Jerome whistled the same sad tune that he had learned from the old gypsy who used to polish their teakettle on Sundays in the fall, and whittled on a bar of Ivory soap in the vain attempt to recreate the little bridge his mother had driven off of that lonely day when he was twelve and trying to catch some bream in the creek but she was scared of traffic and had the radio too loud and didn’t hear the train as it barreled across the intersection and knocked her car a full 360 degrees just like he had seen the week before at the Ice Capades and he wondered what was for supper.

Gerald began, but was interrupted by a piercing whistle which cost him 10 percent of his hearing permanently, as it did everyone else in a ten mile radius of the eruption, not that it mattered much because for them permanently meant the next ten minutes or so until buried by searing lava or suffocated by choking ash, to pee.

Victory came slowly to the Klag tribe after decades of fighting with the Vrons who raided their camp for the little goods they were able to scratch out of the arid land with the bone and flint tools they had found in a garbage dump outside the city and they celebrated with a drunken orgy that wouldn’t have been possible if the Vrons hadn’t brought a keg of grog that was too heavy for them to carry and that’s why the Klag beat them so easily.

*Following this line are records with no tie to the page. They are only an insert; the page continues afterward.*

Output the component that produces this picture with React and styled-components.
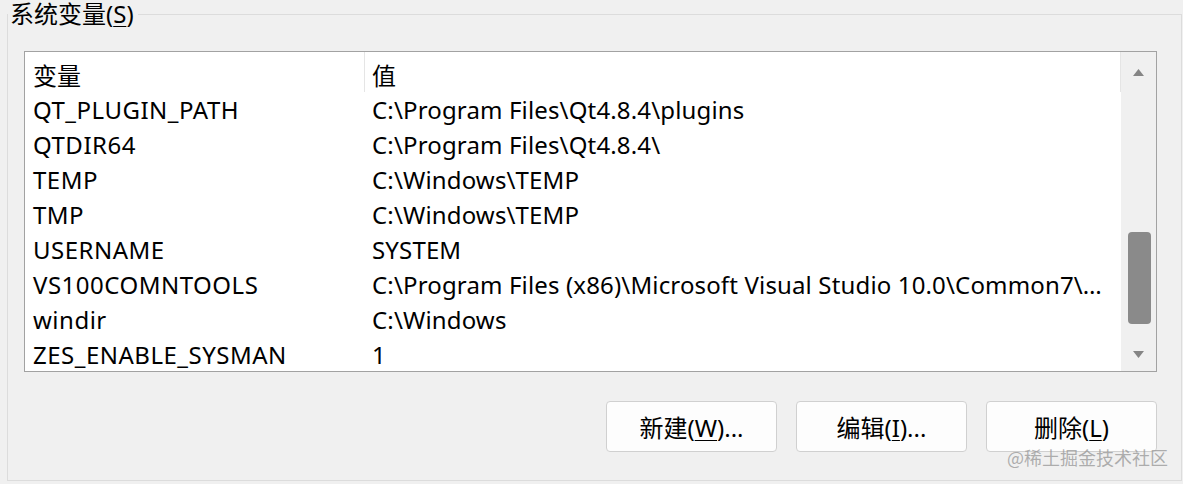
import React from "react";
import styled, { createGlobalStyle } from "styled-components";

const GlobalStyle = createGlobalStyle`
  html, body {
    margin: 0;
    padding: 0;
    background: #f0f0f0;
  }
  body {
    font-family: "Noto Sans", "Noto Sans CJK SC", sans-serif;
    font-size: 24px;
    color: #000;
  }
`;

const Page = styled.div`
  position: relative;
  width: 1183px;
  height: 484px;
  overflow: hidden;
  box-sizing: border-box;
`;

const Group = styled.fieldset`
  margin: 0 1px 0 7px;
  padding: 23px 24px 28px 16px;
  border: 1px solid #dcdcdc;
  min-width: 0;
`;

const Legend = styled.legend`
  margin-left: -16px;
  padding: 0 4px 0 2px;
  line-height: 28px;
  font-size: 24px;
`;

const AccessKey = styled.u`
  text-decoration: underline;
  text-decoration-thickness: 1px;
  text-underline-offset: 3px;
`;

const ListBox = styled.div`
  display: grid;
  grid-template-columns: 1fr 35px;
  height: 321px;
  box-sizing: border-box;
  border: 1px solid #a2a2a2;
  background: #fff;
  overflow: hidden;
`;

const Table = styled.div`
  display: flex;
  flex-direction: column;
  min-width: 0;
`;

const HeaderRow = styled.div`
  display: grid;
  grid-template-columns: 340px 1fr;
  height: 40px;
  flex-shrink: 0;
`;

const HeaderCell = styled.div`
  padding: 5px 0 0 ${({ $first }) => ($first ? 8 : 7)}px;
  line-height: 35px;
  border-right: 1px solid #e5e5e5;
  font-family: "Noto Sans CJK SC", sans-serif;
`;

const Row = styled.div`
  display: grid;
  grid-template-columns: 340px 1fr;
  height: 35px;
  flex-shrink: 0;
`;

const Cell = styled.div`
  padding: 0 8px 0 ${({ $first }) => ($first ? 8 : 7)}px;
  line-height: 35px;
  letter-spacing: ${({ $first }) => ($first ? 0.5 : 0.15)}px;
  white-space: nowrap;
  overflow: hidden;
  text-overflow: ellipsis;
`;

const ScrollBar = styled.div`
  display: flex;
  flex-direction: column;
  background: #f0f0f0;
`;

const ArrowButton = styled.div`
  display: flex;
  align-items: center;
  justify-content: center;
  height: ${({ $height }) => $height}px;
  flex-shrink: 0;
`;

const Track = styled.div`
  flex: 1;
  display: flex;
  flex-direction: column;
`;

const Thumb = styled.div`
  width: 23px;
  height: 92px;
  margin-left: 7px;
  border-radius: 4px;
  background: #8a8a8a;
`;

const ButtonRow = styled.div`
  display: flex;
  justify-content: flex-end;
  gap: 19px;
  margin-top: 29px;
`;

const Button = styled.button`
  width: 171px;
  height: 51px;
  padding: 0;
  border: 1px solid #d0d0d0;
  border-radius: 4px;
  background: #fdfdfd;
  color: #000;
  font-family: "Noto Sans", "Noto Sans CJK SC", sans-serif;
  font-size: 24px;
`;

const Watermark = styled.div`
  position: absolute;
  right: 15px;
  bottom: 14px;
  font-family: "Noto Sans CJK SC", sans-serif;
  font-size: 18px;
  color: rgba(150, 150, 150, 0.75);
  pointer-events: none;
`;

const Arrow = ({ down }) => (
  <svg width="11" height="7" viewBox="0 0 11 7">
    <polygon
      points={down ? "0,0 11,0 5.5,7" : "0,7 11,7 5.5,0"}
      fill="#858585"
    />
  </svg>
);

const variables = [
  ["QT_PLUGIN_PATH", "C:\\Program Files\\Qt4.8.4\\plugins"],
  ["QTDIR64", "C:\\Program Files\\Qt4.8.4\\"],
  ["TEMP", "C:\\Windows\\TEMP"],
  ["TMP", "C:\\Windows\\TEMP"],
  ["USERNAME", "SYSTEM"],
  [
    "VS100COMNTOOLS",
    "C:\\Program Files (x86)\\Microsoft Visual Studio 10.0\\Common7\\Tools\\",
  ],
  ["windir", "C:\\Windows"],
  ["ZES_ENABLE_SYSMAN", "1"],
];

// 滚动条位置: 轨道高度 243, 滑块 92
const scrollFraction = 0.927;
const trackSpace = 243 - 92;

export default function App() {
  return (
    <Page>
      <GlobalStyle />
      <Group>
        <Legend>
          系统变量(<AccessKey>S</AccessKey>)
        </Legend>
        <ListBox>
          <Table>
            <HeaderRow>
              <HeaderCell $first>变量</HeaderCell>
              <HeaderCell>值</HeaderCell>
            </HeaderRow>
            {variables.map(([name, value]) => (
              <Row key={name}>
                <Cell $first>{name}</Cell>
                <Cell>{value}</Cell>
              </Row>
            ))}
          </Table>
          <ScrollBar>
            <ArrowButton $height={40}>
              <Arrow />
            </ArrowButton>
            <Track>
              <Thumb style={{ marginTop: Math.round(trackSpace * scrollFraction) }} />
            </Track>
            <ArrowButton $height={36}>
              <Arrow down />
            </ArrowButton>
          </ScrollBar>
        </ListBox>
        <ButtonRow>
          <Button>
            新建(<AccessKey>W</AccessKey>)...
          </Button>
          <Button>
            编辑(<AccessKey>I</AccessKey>)...
          </Button>
          <Button>
            删除(<AccessKey>L</AccessKey>)
          </Button>
        </ButtonRow>
      </Group>
      <Watermark>@稀土掘金技术社区</Watermark>
    </Page>
  );
}
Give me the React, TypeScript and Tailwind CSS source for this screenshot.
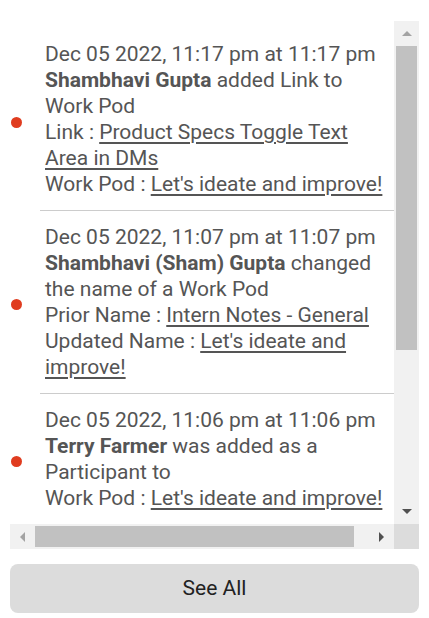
import React from 'react';

type Row = { label?: string; link?: string };

type Activity = {
  time: string;
  who: string;
  action: string;
  rows: Row[];
};

const activities: Activity[] = [
  {
    time: 'Dec 05 2022, 11:17 pm at 11:17 pm',
    who: 'Shambhavi Gupta',
    action: 'added Link to Work Pod',
    rows: [
      { label: 'Link', link: 'Product Specs Toggle Text Area in DMs' },
      { label: 'Work Pod', link: "Let's ideate and improve!" },
    ],
  },
  {
    time: 'Dec 05 2022, 11:07 pm at 11:07 pm',
    who: 'Shambhavi (Sham) Gupta',
    action: 'changed the name of a Work Pod',
    rows: [
      { label: 'Prior Name', link: 'Intern Notes - General' },
      { label: 'Updated Name', link: "Let's ideate and improve!" },
    ],
  },
  {
    time: 'Dec 05 2022, 11:06 pm at 11:06 pm',
    who: 'Terry Farmer',
    action: 'was added as a Participant to',
    rows: [{ label: 'Work Pod', link: "Let's ideate and improve!" }],
  },
  {
    time: 'Dec 05 2022, 11:02 pm at 11:02 pm',
    who: 'Shambhavi Gupta',
    action: 'created a Work Pod',
    rows: [{ label: 'Work Pod', link: 'Intern Notes - General' }],
  },
];

const Arrow: React.FC<{ dir: 'up' | 'down' | 'left' | 'right'; dim?: boolean }> = ({ dir, dim }) => {
  const pts = {
    up: '0,5 5,0 10,5',
    down: '0,0 10,0 5,5',
    left: '5,0 5,10 0,5',
    right: '0,0 0,10 5,5',
  }[dir];
  const vertical = dir === 'up' || dir === 'down';
  return (
    <svg width={vertical ? 10 : 5} height={vertical ? 5 : 10} viewBox={vertical ? '0 0 10 5' : '0 0 5 10'}>
      <polygon points={pts} fill={dim ? '#a3a3a3' : '#505050'} />
    </svg>
  );
};

const ActivityItem: React.FC<{ item: Activity; first?: boolean }> = ({ item, first }) => (
  <div className="flex">
    <div className="w-[30px] shrink-0 flex items-center justify-start pl-[1px] pt-[6px]">
      <span className="block w-[11px] h-[11px] rounded-full bg-[#e03c1f]" />
    </div>
    <div className={`flex-1 pl-[5px] pr-[26px] py-[13px] ${first ? '' : 'border-t border-[#cccccc]'}`}>
      <div>{item.time}</div>
      <div>
        <span className="font-bold">{item.who}</span> {item.action}
      </div>
      {item.rows.map((r, i) => (
        <div key={i}>
          {r.label} : <span className="underline decoration-2 underline-offset-[3px]">{r.link}</span>
        </div>
      ))}
    </div>
  </div>
);

export default function App() {
  return (
    <div className="w-[429px] h-[618px] bg-white pt-[21px] px-[10px] font-['Roboto',sans-serif]">
      <div className="w-[409px]">
        <div className="flex h-[503px]">
          <div className="w-[384px] h-[503px] overflow-hidden">
            <div className="w-[402px] pt-[7px] text-[21px] leading-[26px] text-[#555555]">
              {activities.map((a, i) => (
                <ActivityItem key={i} item={a} first={i === 0} />
              ))}
            </div>
          </div>
          <div className="w-[25px] bg-[#f1f1f1] flex flex-col">
            <div className="h-[25px] flex items-center justify-center">
              <Arrow dir="up" dim />
            </div>
            <div className="flex-1 flex flex-col px-[2px]">
              <div className="h-[304px] bg-[#c1c1c1]" />
            </div>
            <div className="h-[25px] flex items-center justify-center">
              <Arrow dir="down" />
            </div>
          </div>
        </div>
        <div className="flex h-[25px]">
          <div className="w-[384px] bg-[#f1f1f1] flex">
            <div className="w-[25px] flex items-center justify-center">
              <Arrow dir="left" dim />
            </div>
            <div className="flex-1 py-[2px] flex">
              <div className="w-[319px] bg-[#c1c1c1]" />
            </div>
            <div className="w-[25px] flex items-center justify-center">
              <Arrow dir="right" />
            </div>
          </div>
          <div className="w-[25px] bg-[#dcdcdc]" />
        </div>
      </div>
      <button className="mt-[15px] w-[409px] h-[49px] rounded-lg bg-[#dcdcdc] text-[21px] text-[#222222]">
        See All
      </button>
    </div>
  );
}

Idiots.

Howard Dork laughed.

Condorman swooped into the camp just after sunset and made off with the little girl who looked a lot like Dolly Parton except for the hair and the breasts and the little waist but a lot more like Dolly Parton than Lily Tomlin and flew away to his lair to feed the gaggle of geese that had followed him home from Burger King the other night when he went in to get a sandwich and the little girl screamed because the geese reminded her of the woman who had cut her toe that afternoon.